White House ground floor showing location of the White House Library

The White House Library is a room in the White House, the official home of the president of the United States. The room is approximately 27 by 23 ft and is in the northeast corner of the ground floor. The library is used for teas and meetings hosted by the president and first lady. During the 1950s reconstruction of the White House, old building lumber from the house was salvaged and re-made into wall paneling for this room. Several basement rooms in the White House are paneled with salvaged building materials from the pre-reconstructed White House.

==History==
John Adams, the first president to live in the White House, used this room as a laundry room; at that time, it was said to have been filled with "Tubs, Buckets, and a variety of Lumber"; at the time, lumber meant "miscellaneous useless articles that are stored away". During Millard Fillmore's presidency (1850–1853), congressional funding was requested to establish a White House library. The library was established during the Fillmore presidency, spearheaded by the first lady, Abigail Fillmore. This library was originally in the Yellow Oval Room and was maintained there until 1929, when the Hoover administration moved it to its current location. By the time of this relocation, almost no books remained in the mansion, so the American Booksellers Association donated books and continued to do so in subsequent administrations. The room saw slight modifications until the Truman reconstruction in 1952, when the room was paneled in salvaged timbers from the White House's former timber frame.
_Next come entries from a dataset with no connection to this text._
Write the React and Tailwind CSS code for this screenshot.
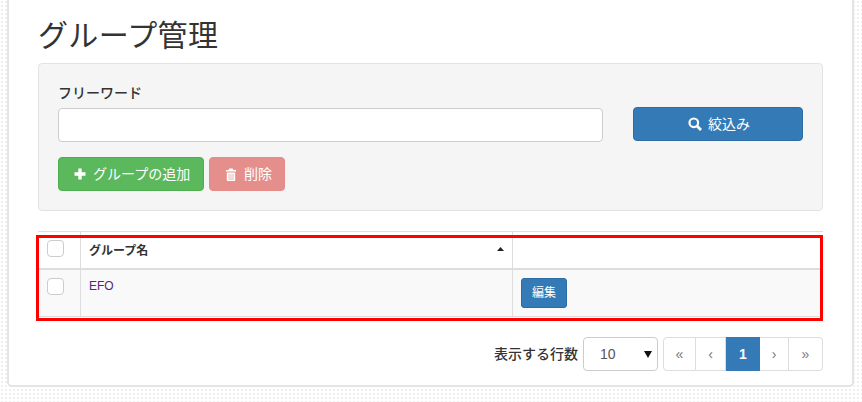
function Plus() {
  return (
    <svg width="12" height="12" viewBox="0 0 12 12" className="shrink-0" fill="#fff">
      <path d="M4.3 0.5h3.4v3.8h3.8v3.4H7.7v3.8H4.3V7.7H0.5V4.3h3.8z" />
    </svg>
  );
}
function Trash() {
  return (
    <svg width="12" height="13" viewBox="0 0 12 13" className="shrink-0" fill="#fff">
      <path d="M4.3 0.5h3.4l.6 1.5H11v1.6H1V2h2.7z" />
      <path fillRule="evenodd" d="M1.8 4.4h8.4V12a1 1 0 0 1-1 1H2.8a1 1 0 0 1-1-1zM3.6 6v5.4h4.8V6z" />
      <path d="M3.6 6h4.8v5.4H3.6z" fill="#f6dcdb" />
    </svg>
  );
}
function Search() {
  return (
    <svg width="14" height="14" viewBox="0 0 14 14" className="shrink-0" fill="none" stroke="#fff">
      <circle cx="5.8" cy="5.8" r="4.3" strokeWidth="2.2" />
      <path d="M9 9l4 4" strokeWidth="2.8" />
    </svg>
  );
}
function Check() {
  return <div className="w-[17px] h-[17px] bg-white border border-[#ccc] rounded-[4px]" />;
}
function PageCell({ children, className = "" }) {
  return (
    <div className={`h-full flex items-center justify-center border-y border-r border-[#ddd] bg-white text-[#777] ${className}`}>
      {children}
    </div>
  );
}
export default function App() {
  return (
    <div className="h-[402px] w-[862px] overflow-hidden bg-white bg-[image:radial-gradient(circle_at_center,#efefef_0.8px,transparent_1px)] bg-[size:4px_4px] pl-[7px] font-['Liberation_Sans','Noto_Sans_CJK_JP',sans-serif] text-[#333]">
      <div className="w-[847px] h-[387px] bg-white border-x-2 border-b-2 border-[#e4e4e4] rounded-b-[5px] pl-[29px] pr-[29px]">
        <h1 className="h-[63px] pt-[16px] text-[30px] leading-[40px] font-normal tracking-[0.35px] text-[#333]">グループ管理</h1>

        <div className="h-[148px] bg-[#f5f5f5] border border-[#e3e3e3] rounded-[4px] pl-[19px] pt-[18px]">
          <div className="flex">
            <div className="w-[545px]">
              <div className="h-[26px] text-[14px] leading-[22px] font-medium">フリーワード</div>
              <input className="block w-full h-[34px] bg-white border border-[#ccc] rounded-[4px]" />
            </div>
            <button className="ml-[30px] mt-[25px] w-[170px] h-[34px] flex items-center justify-start pl-[54px] gap-[6px] bg-[#337ab7] border border-[#2e6da4] rounded-[4px] text-white text-[14px]">
              <Search />
              絞込み
            </button>
          </div>
          <div className="flex gap-[5px] mt-[15px]">
            <button className="w-[146px] h-[34px] flex items-center justify-start pl-[15px] gap-[7px] bg-[#5cb85c] border border-[#4cae4c] rounded-[4px] text-white text-[14px]">
              <Plus />
              グループの追加
            </button>
            <button className="w-[76px] h-[34px] flex items-center justify-start pl-[15px] gap-[7px] bg-[#e48f8c] border border-[#e68a87] rounded-[4px] text-white text-[14px]">
              <Trash />
              削除
            </button>
          </div>
        </div>

        <div className="relative mt-[20px] h-[86px] border-y border-[#ddd] text-[12px]">
          <div className="flex h-[38px] border-b-2 border-[#ddd] bg-white">
            <div className="w-[43px] shrink-0 border-r border-[#ddd] pl-[9px] pt-[8px]"><Check /></div>
            <div className="w-[432px] shrink-0 border-r border-[#ddd] pl-[8px] pr-[8px] pt-[2px] flex items-center justify-between font-bold">
              <span>グループ名</span>
              <svg width="7" height="4" viewBox="0 0 7 4" fill="#222" className="mb-[4px]"><path d="M3.5 0l3.5 4H0z" /></svg>
            </div>
            <div className="flex-1" />
          </div>
          <div className="flex h-[46px] bg-[#f9f9f9]">
            <div className="w-[43px] shrink-0 border-r border-[#ddd] pl-[9px] pt-[8px]"><Check /></div>
            <div className="w-[432px] shrink-0 border-r border-[#ddd] pl-[8px] pt-[8px] leading-[17px] text-[#4f2a7a]">EFO</div>
            <div className="flex-1 pl-[8px] pt-[8px]">
              <button className="w-[46px] h-[30px] bg-[#337ab7] border border-[#2e6da4] rounded-[3px] text-white text-[12px]">編集</button>
            </div>
          </div>
          <div className="absolute -left-[2px] top-[3px] w-[787px] h-[86px] border-[3px] border-[#ff0000] pointer-events-none" />
        </div>

        <div className="flex items-center justify-end h-[34px] mt-[20px] text-[14px]">
          <span className="mr-[5px] font-medium">表示する行数</span>
          <div className="relative w-[75px] h-[34px] bg-white border border-[#ccc] rounded-[4px] pl-[16px] flex items-center text-[#555]">
            10
            <svg width="8" height="7" viewBox="0 0 8 7" fill="#111" className="absolute right-[5px] top-[13px]"><path d="M0 0h8L4 7z" /></svg>
          </div>
          <div className="flex h-[34px] ml-[5px]">
            <PageCell className="w-[33px] border-l rounded-l-[4px]">«</PageCell>
            <PageCell className="w-[30px]">‹</PageCell>
            <div className="w-[34px] h-full flex items-center justify-center bg-[#337ab7] text-white font-bold">1</div>
            <PageCell className="w-[29px]">›</PageCell>
            <PageCell className="w-[34px] rounded-r-[4px]">»</PageCell>
          </div>
        </div>
      </div>
    </div>
  );
}
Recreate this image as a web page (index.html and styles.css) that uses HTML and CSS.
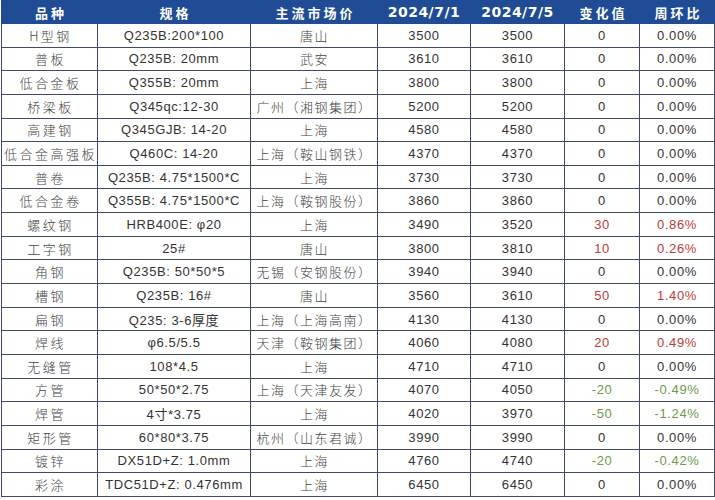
FILE: index.html
```html
<!DOCTYPE html>
<html lang="zh">
<head>
<meta charset="utf-8">
<link rel="stylesheet" href="styles.css">
</head>
<body>
<table class="price">
<colgroup>
<col class="c1"><col class="c2"><col class="c3"><col class="c4"><col class="c5"><col class="c6"><col class="c7">
</colgroup>
<thead>
<tr><th>品种</th><th>规格</th><th>主流市场价</th><th class="num">2024/7/1</th><th class="num">2024/7/5</th><th>变化值</th><th>周环比</th></tr>
</thead>
<tbody>
<tr><td class="cn">H型钢</td><td>Q235B:200*100</td><td class="mk">唐山</td><td>3500</td><td>3500</td><td>0</td><td>0.00%</td></tr>
<tr><td class="cn">普板</td><td>Q235B: 20mm</td><td class="mk">武安</td><td>3610</td><td>3610</td><td>0</td><td>0.00%</td></tr>
<tr><td class="cn">低合金板</td><td>Q355B: 20mm</td><td class="mk">上海</td><td>3800</td><td>3800</td><td>0</td><td>0.00%</td></tr>
<tr><td class="cn">桥梁板</td><td>Q345qc:12-30</td><td class="mk">广州（湘钢集团）</td><td>5200</td><td>5200</td><td>0</td><td>0.00%</td></tr>
<tr><td class="cn">高建钢</td><td>Q345GJB: 14-20</td><td class="mk">上海</td><td>4580</td><td>4580</td><td>0</td><td>0.00%</td></tr>
<tr><td class="cn">低合金高强板</td><td>Q460C: 14-20</td><td class="mk">上海（鞍山钢铁）</td><td>4370</td><td>4370</td><td>0</td><td>0.00%</td></tr>
<tr><td class="cn">普卷</td><td>Q235B: 4.75*1500*C</td><td class="mk">上海</td><td>3730</td><td>3730</td><td>0</td><td>0.00%</td></tr>
<tr><td class="cn">低合金卷</td><td>Q355B: 4.75*1500*C</td><td class="mk">上海（鞍钢股份）</td><td>3860</td><td>3860</td><td>0</td><td>0.00%</td></tr>
<tr><td class="cn">螺纹钢</td><td>HRB400E: φ20</td><td class="mk">上海</td><td>3490</td><td>3520</td><td class="up">30</td><td class="up">0.86%</td></tr>
<tr><td class="cn">工字钢</td><td>25#</td><td class="mk">唐山</td><td>3800</td><td>3810</td><td class="up">10</td><td class="up">0.26%</td></tr>
<tr><td class="cn">角钢</td><td>Q235B: 50*50*5</td><td class="mk">无锡（安钢股份）</td><td>3940</td><td>3940</td><td>0</td><td>0.00%</td></tr>
<tr><td class="cn">槽钢</td><td>Q235B: 16#</td><td class="mk">唐山</td><td>3560</td><td>3610</td><td class="up">50</td><td class="up">1.40%</td></tr>
<tr><td class="cn">扁钢</td><td>Q235: 3-6厚度</td><td class="mk">上海（上海高南）</td><td>4130</td><td>4130</td><td>0</td><td>0.00%</td></tr>
<tr><td class="cn">焊线</td><td>φ6.5/5.5</td><td class="mk">天津（鞍钢集团）</td><td>4060</td><td>4080</td><td class="up">20</td><td class="up">0.49%</td></tr>
<tr><td class="cn">无缝管</td><td>108*4.5</td><td class="mk">上海</td><td>4710</td><td>4710</td><td>0</td><td>0.00%</td></tr>
<tr><td class="cn">方管</td><td>50*50*2.75</td><td class="mk">上海（天津友发）</td><td>4070</td><td>4050</td><td class="down">-20</td><td class="down">-0.49%</td></tr>
<tr><td class="cn">焊管</td><td>4寸*3.75</td><td class="mk">上海</td><td>4020</td><td>3970</td><td class="down">-50</td><td class="down">-1.24%</td></tr>
<tr><td class="cn">矩形管</td><td>60*80*3.75</td><td class="mk">杭州（山东君诚）</td><td>3990</td><td>3990</td><td>0</td><td>0.00%</td></tr>
<tr><td class="cn">镀锌</td><td>DX51D+Z: 1.0mm</td><td class="mk">上海</td><td>4760</td><td>4740</td><td class="down">-20</td><td class="down">-0.42%</td></tr>
<tr><td class="cn">彩涂</td><td>TDC51D+Z: 0.476mm</td><td class="mk">上海</td><td>6450</td><td>6450</td><td>0</td><td>0.00%</td></tr>
</tbody>
</table>
</body>
</html>
```
FILE: styles.css
```css
html, body {
  margin: 0;
  padding: 0;
  background: #ffffff;
}
body {
  padding: 0 0 0 1px;
  font-family: "Liberation Sans", "Noto Sans CJK SC", sans-serif;
  color: #333333;
}
.price {
  border-collapse: collapse;
  table-layout: fixed;
  width: 713px;
  height: 497px;
  font-size: 13px;
}
.c1 { width: 96px; }
.c2 { width: 153px; }
.c3 { width: 127px; }
.c4 { width: 93px; }
.c5 { width: 94px; }
.c6 { width: 75px; }
.c7 { width: 75px; }
.price th {
  background: #1f4c94;
  color: #ffffff;
  font-family: "Noto Sans CJK SC", sans-serif;
  font-weight: 700;
  font-size: 13px;
  letter-spacing: 3px;
  height: 22px;
  padding: 0 0 0 3px;
  text-align: center;
  border: 1px solid #1f4c94;
}
.price th.num {
  font-family: "DejaVu Sans", sans-serif;
  letter-spacing: 0.5px;
  font-size: 14px;
  padding: 0;
}
.price td {
  border: 1px solid #3e4a66;
  text-align: center;
  padding: 0;
  white-space: nowrap;
  overflow: hidden;
  letter-spacing: 0.6px;
}
.price td.cn,
.price td.mk {
  font-family: "Noto Sans CJK SC", sans-serif;
  font-weight: 300;
  font-size: 13px;
  color: #444444;
}
.price td.cn {
  letter-spacing: 2.5px;
  padding-left: 2px;
}
.price td.mk {
  letter-spacing: 1.5px;
  padding-left: 1px;
}
.price td.up { color: #c0393b; }
.price td.down { color: #6f9a4c; }
```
These were left unpainted until the administration of John F. Kennedy, when decorator Stéphane Boudin recreated the room as a painted Federal style parlor.

To stand out, an unusual lighthouse clock was made by Simon Willard to commemorate the visit of the Marquis de Lafayette to the United States in 1824–1825. A likeness of Lafayette appears in a medallion on its base.

The library provides access to a men's lounge and restroom.